**WHAT IS REQUIRED:** Your task is to retype, word for word, the lines from the start of the data through the line holding "export default function". Do not include the pictures.

**COLLECTED DATA:**
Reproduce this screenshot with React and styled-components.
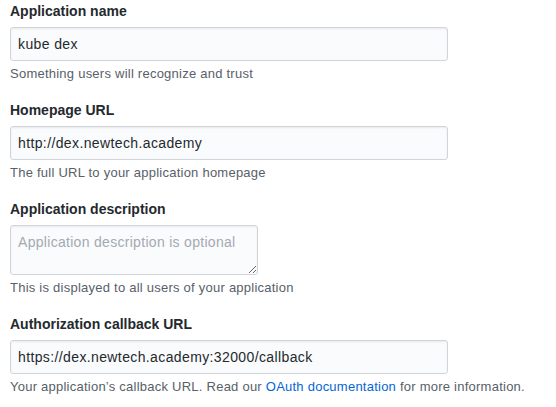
import styled, { createGlobalStyle } from 'styled-components'

const GlobalStyle = createGlobalStyle`
    body {
        margin : 0;
        background : #fff;
        font-family : "Liberation Sans", Arial, sans-serif;
        color : #24292e;
    }
`

const Form = styled.form`
    display : flex;
    flex-direction : column;
    gap : 17px;
    padding : 1px 10px 0 10px;
`

const Group = styled.div`
    display : flex;
    flex-direction : column;
    align-items : flex-start;
`

const Label = styled.label`
    font-size : 14px;
    font-weight : 700;
    line-height : 20px;
    margin-bottom : 6px;
`

const TextInput = styled.input`
    box-sizing : border-box;
    width : 438px;
    height : 34px;
    padding : 6px 7px;
    font-family : inherit;
    font-size : 14px;
    letter-spacing : 0.38px;
    color : #24292e;
    background : #fafbfc;
    border : 1px solid #d1d5da;
    border-radius : 3px;
    box-shadow : inset 0 1px 2px rgba(27, 31, 35, 0.075);
    outline : none;
`

const TextArea = styled.textarea`
    box-sizing : border-box;
    width : 248px;
    height : 50px;
    padding : 6px 7px;
    font-family : inherit;
    font-size : 14px;
    letter-spacing : 0.3px;
    line-height : 20px;
    color : #24292e;
    background : #fafbfc;
    border : 1px solid #d1d5da;
    border-radius : 3px;
    box-shadow : inset 0 1px 2px rgba(27, 31, 35, 0.075);
    outline : none;
    resize : both;

    &::placeholder {
        color : #a3aab1;
    }
`

const Note = styled.p`
    margin : 4px 0 0 0;
    font-size : 13px;
    letter-spacing : 0.24px;
    line-height : 18px;
    color : #586069;
`

const Link = styled.a`
    color : #0366d6;
    text-decoration : none;
`

export default function App(){

    return(
        <>
            <GlobalStyle/>
            <Form onSubmit={e => e.preventDefault()}>
                <Group>
                    <Label>Application name</Label>
                    <TextInput defaultValue="kube dex"/>
                    <Note>Something users will recognize and trust</Note>
                </Group>
                <Group>
                    <Label>Homepage URL</Label>
                    <TextInput defaultValue="http://dex.newtech.academy"/>
                    <Note>The full URL to your application homepage</Note>
                </Group>
                <Group>
                    <Label>Application description</Label>
                    <TextArea placeholder="Application description is optional"/>
                    <Note>This is displayed to all users of your application</Note>
                </Group>
                <Group>
                    <Label>Authorization callback URL</Label>
                    <TextInput defaultValue="https://dex.newtech.academy:32000/callback"/>
                    <Note>
                        Your application’s callback URL. Read our <Link href="#">OAuth documentation</Link> for more information.
                    </Note>
                </Group>
            </Form>
        </>
    )
}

**SOLUTION:**
Reproduce this screenshot with React and styled-components.
import styled, { createGlobalStyle } from 'styled-components'

const GlobalStyle = createGlobalStyle`
    body {
        margin : 0;
        background : #fff;
        font-family : "Liberation Sans", Arial, sans-serif;
        color : #24292e;
    }
`

const Form = styled.form`
    display : flex;
    flex-direction : column;
    gap : 17px;
    padding : 1px 10px 0 10px;
`

const Group = styled.div`
    display : flex;
    flex-direction : column;
    align-items : flex-start;
`

const Label = styled.label`
    font-size : 14px;
    font-weight : 700;
    line-height : 20px;
    margin-bottom : 6px;
`

const TextInput = styled.input`
    box-sizing : border-box;
    width : 438px;
    height : 34px;
    padding : 6px 7px;
    font-family : inherit;
    font-size : 14px;
    letter-spacing : 0.38px;
    color : #24292e;
    background : #fafbfc;
    border : 1px solid #d1d5da;
    border-radius : 3px;
    box-shadow : inset 0 1px 2px rgba(27, 31, 35, 0.075);
    outline : none;
`

const TextArea = styled.textarea`
    box-sizing : border-box;
    width : 248px;
    height : 50px;
    padding : 6px 7px;
    font-family : inherit;
    font-size : 14px;
    letter-spacing : 0.3px;
    line-height : 20px;
    color : #24292e;
    background : #fafbfc;
    border : 1px solid #d1d5da;
    border-radius : 3px;
    box-shadow : inset 0 1px 2px rgba(27, 31, 35, 0.075);
    outline : none;
    resize : both;

    &::placeholder {
        color : #a3aab1;
    }
`

const Note = styled.p`
    margin : 4px 0 0 0;
    font-size : 13px;
    letter-spacing : 0.24px;
    line-height : 18px;
    color : #586069;
`

const Link = styled.a`
    color : #0366d6;
    text-decoration : none;
`

export default function App(){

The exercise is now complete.